GAIA is an advanced generative world model designed to simulate realistic driving scenarios. It leverages video, text, and action inputs to build representations of the environment and its future dynamics, enhancing AV decision-making and safety. Comprising an image encoder and a 6.5 billion parameter autoregressive transformer trained on extensive driving data, GAIA showcases scalability and superior video generation quality. Its ability to adjust scene features like weather and time, alongside predicting diverse futures and interactions with other agents, positions GAIA as a valuable tool for AV development.

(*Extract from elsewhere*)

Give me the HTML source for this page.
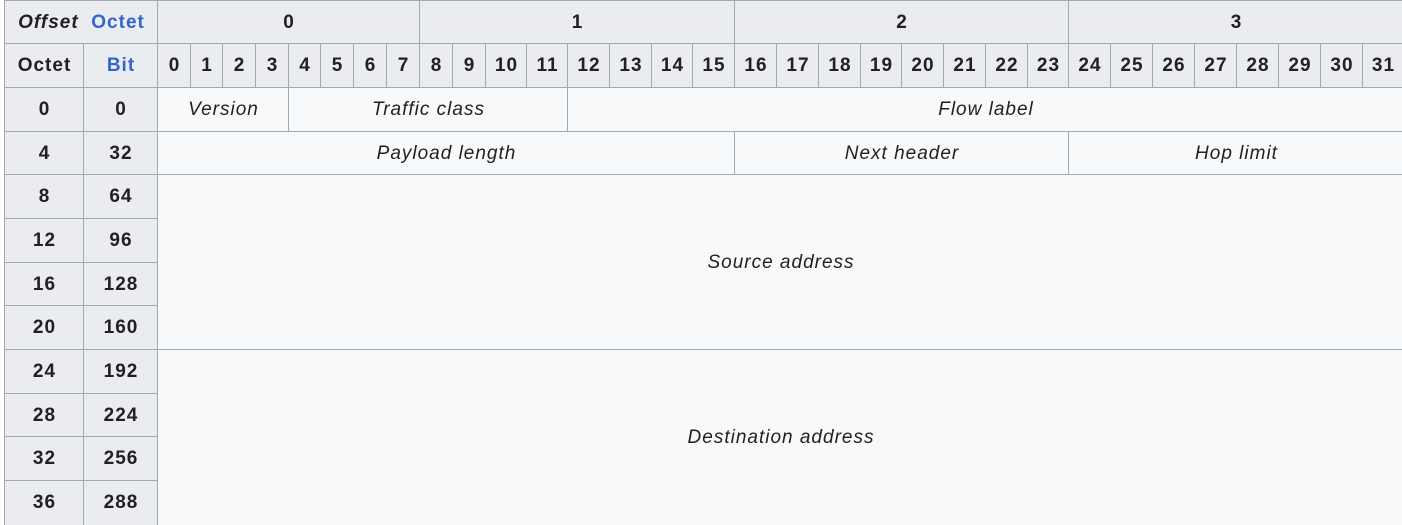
<!DOCTYPE html>
<html><head><meta charset="utf-8"><style>
html,body{margin:0;padding:0;width:1402px;height:523px;overflow:hidden;background:#fff;}
.c{position:absolute;box-sizing:border-box;border-left:1px solid #a2a9b1;border-top:1px solid #a2a9b1;display:flex;align-items:center;justify-content:center;font-family:"Liberation Sans",Arial,sans-serif;font-size:19px;letter-spacing:1px;color:#202122;white-space:nowrap;overflow:hidden;}
.h{background:#eaecf0;font-weight:bold;}
.d{background:#f8f9fa;font-style:italic;}
.b{color:#3366cc;}
</style></head><body>
<div id="t"></div>
<script>
var H=[];
function c(x1,x2,y1,y2,t,cls){H.push('<div class="c '+cls+'" style="left:'+x1+'px;top:'+y1+'px;width:'+(x2-x1+1)+'px;height:'+(y2-y1+1)+'px">'+t+'</div>');}
c(4,157,0,43,'<i>Offset</i>&nbsp;&nbsp;<span class="b">Octet</span>','h');
var oc=[157,419,734,1068,1403];
for(var i=0;i<4;i++)c(oc[i],oc[i+1],0,43,i,'h');
c(4,83,43,87,'Octet','h');c(83,157,43,87,'<span class="b">Bit</span>','h');
var bx=[157,190,222,255,288,320,353,386,419,452,485,526,567,609,651,692,734,776,818,860,901,943,985,1027,1068,1110,1152,1194,1236,1278,1320,1362,1403];
for(var i=0;i<32;i++)c(bx[i],bx[i+1],43,87,i,'h');
var ry=[87,131,174,218,262,305,349,393,436,480,524];
for(var r=0;r<10;r++){c(4,83,ry[r],ry[r+1],r*4,'h');c(83,157,ry[r],ry[r+1],r*32,'h');}
c(157,288,87,131,'Version','d');c(288,567,87,131,'Traffic class','d');c(567,1403,87,131,'Flow label','d');
c(157,734,131,174,'Payload length','d');c(734,1068,131,174,'Next header','d');c(1068,1403,131,174,'Hop limit','d');
c(157,1403,174,349,'Source address','d');c(157,1403,349,524,'Destination address','d');
document.getElementById('t').innerHTML=H.join('');
</script>
</body></html>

Remi Tachet des Combes is a senior applied scientist at Wayve, a UK-based startup specialising in the development of artificial intelligence systems for self-driving vehicles. There, he focuses on world modelling and representation learning for autonomy, with the ultimate goal of solving Embodied AI. Prior to Wayve, Remi was a principal researcher at Microsoft Research where he made several contributions to the fields of reinforcement learning and deep learning. Remi holds a PhD in applied mathematics, and has worked at the MIT Senseable City lab, studying the impact and benefits of technology on urban planning.